Entgegen der Erwartungen zahlreicher Regierungen haben die global sinkenden Geburtenraten grosse Auswirkungen. «Es ist ein dringendes politisches Gebot, dass alle Länder die erforderlichen Änderungen umsetzen, damit sie den durch die Alterung der Bevölkerung entstehenden Herausforderungen standhalten können», mahnt Knox. Professor Rodney Maddock vom Australian Centre for Financial Studies doppelt nach: «Wir leben länger, verbringen einen grossen Teil unseres Lebens im Ruhestand und geben als Rentner mehr aus. Also müssen wir uns gut positionieren, um einen angemessen finanzierten Ruhestand sicherzustellen.»

Über die Studie

Der Melbourne Mercer Global Pension Index wurde erstmals 2009 mit einem Ranking für 11 Länder erstellt. Im vergangenen Jahr wurden 25 Länder untersucht, und inzwischen umfasst der Index 27 Länder.

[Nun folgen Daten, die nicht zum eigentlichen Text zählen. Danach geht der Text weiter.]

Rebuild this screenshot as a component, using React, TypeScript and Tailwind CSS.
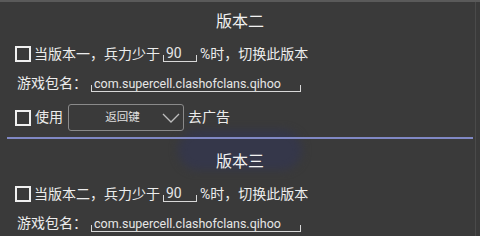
import React from "react";

function Checkbox() {
  return <span className="w-[16px] h-[16px] border-2 border-[#f0f0f0] shrink-0" />;
}

function EditText({ value, width }: { value: string; width: string }) {
  return (
    <span className={`relative flex items-end h-[16px] ${width} border-b border-[#d8d8d8]`}>
      <span className="absolute left-0 bottom-0 h-[6px] border-l border-[#d8d8d8]" />
      <span className="absolute right-0 bottom-0 h-[6px] border-r border-[#d8d8d8]" />
      <span className="pl-[3px] leading-[15px] text-[#e6e6e6]">{value}</span>
    </span>
  );
}

function Version({ title, prev }: { title: string; prev: string }) {
  return (
    <>
      <div className="h-[36px] flex items-center justify-center text-[16px] text-[#f2f2f2]">
        {title}
      </div>
      <div className="h-[28px] flex items-center pl-[15px] text-[14px] text-[#ececec]">
        <Checkbox />
        <span className="ml-[3px]">当{prev}，兵力少于</span>
        <span className="ml-[3px]">
          <EditText value="90" width="w-[34px]" />
        </span>
        <span className="ml-[3px]">%时，切换此版本</span>
      </div>
      <div className="h-[31px] flex items-center pl-[17px] text-[14px] text-[#ececec]">
        <span>游戏包名：</span>
        <span className="ml-[4px] text-[12.5px]">
          <EditText value="com.supercell.clashofclans.qihoo" width="w-[210px]" />
        </span>
      </div>
    </>
  );
}

export default function App() {
  return (
    <div
      className="relative w-[480px] h-[236px] overflow-hidden bg-[#3a3a3a] border-t-2 border-[#5a5a5a]"
      style={{ fontFamily: 'Roboto, "Noto Sans CJK SC", sans-serif' }}
    >
      <div className="absolute right-[4px] top-0 bottom-0 w-px bg-[#4a4a4a]" />
      <div className="absolute left-[178px] top-[128px] w-[124px] h-[40px] rounded-full bg-[#35374a] blur-[4px]" />
      <div className="relative flex flex-col pt-[2px]">
        <Version title="版本二" prev="版本一" />
        <div className="h-[37px] flex items-center pl-[15px] text-[14px] text-[#ececec]">
          <Checkbox />
          <span className="ml-[4px]">使用</span>
          <div className="ml-[5px] w-[116px] h-[27px] border border-[#8a8a8a] rounded-[3px] flex items-center">
            <span className="flex-1 text-center text-[11.5px] pl-[14px] text-[#e0e0e0]">返回键</span>
            <svg width="18" height="12" viewBox="0 0 18 12" className="mr-[3px]">
              <path d="M1 2 L9 10 L17 2" fill="none" stroke="#bdbdbd" strokeWidth="1.3" />
            </svg>
          </div>
          <span className="ml-[4px]">去广告</span>
        </div>
        <div className="mx-[7px] mt-[1px] h-[2px] bg-[#8088c4]" />
        <div className="mt-[5px] flex flex-col">
          <Version title="版本三" prev="版本二" />
        </div>
      </div>
    </div>
  );
}
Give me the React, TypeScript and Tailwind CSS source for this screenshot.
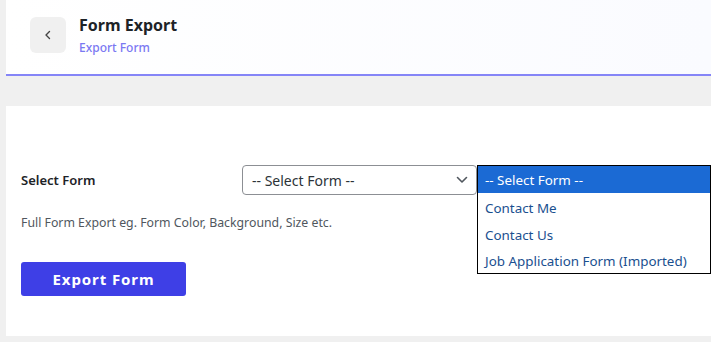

Im Vergleich zum Vorjahr hat es einige Änderungen gegeben, unter anderem eine Anpassung der Daten hinsichtlich gesunkener Nettoersatzraten sowie die Einbeziehung von Faktoren wie Altersarmut oder einer immer weiter steigenden Lebenserwartung und der damit einhergehenden längeren Rentenbezugsdauer.

Jedes Land wird auf einer Skala von 0 bis 100 bewertet. Der Gesamtindex ist der gewichtete Durchschnittswert der drei Sub-Indices Angemessenheit, Nachhaltigkeit und Integrität. Zur Bewertung der einzelnen Länder wurden über 40 Indikatoren für erstrebenswerte Merkmale in allen Altersversorgungssystemen berücksichtigt.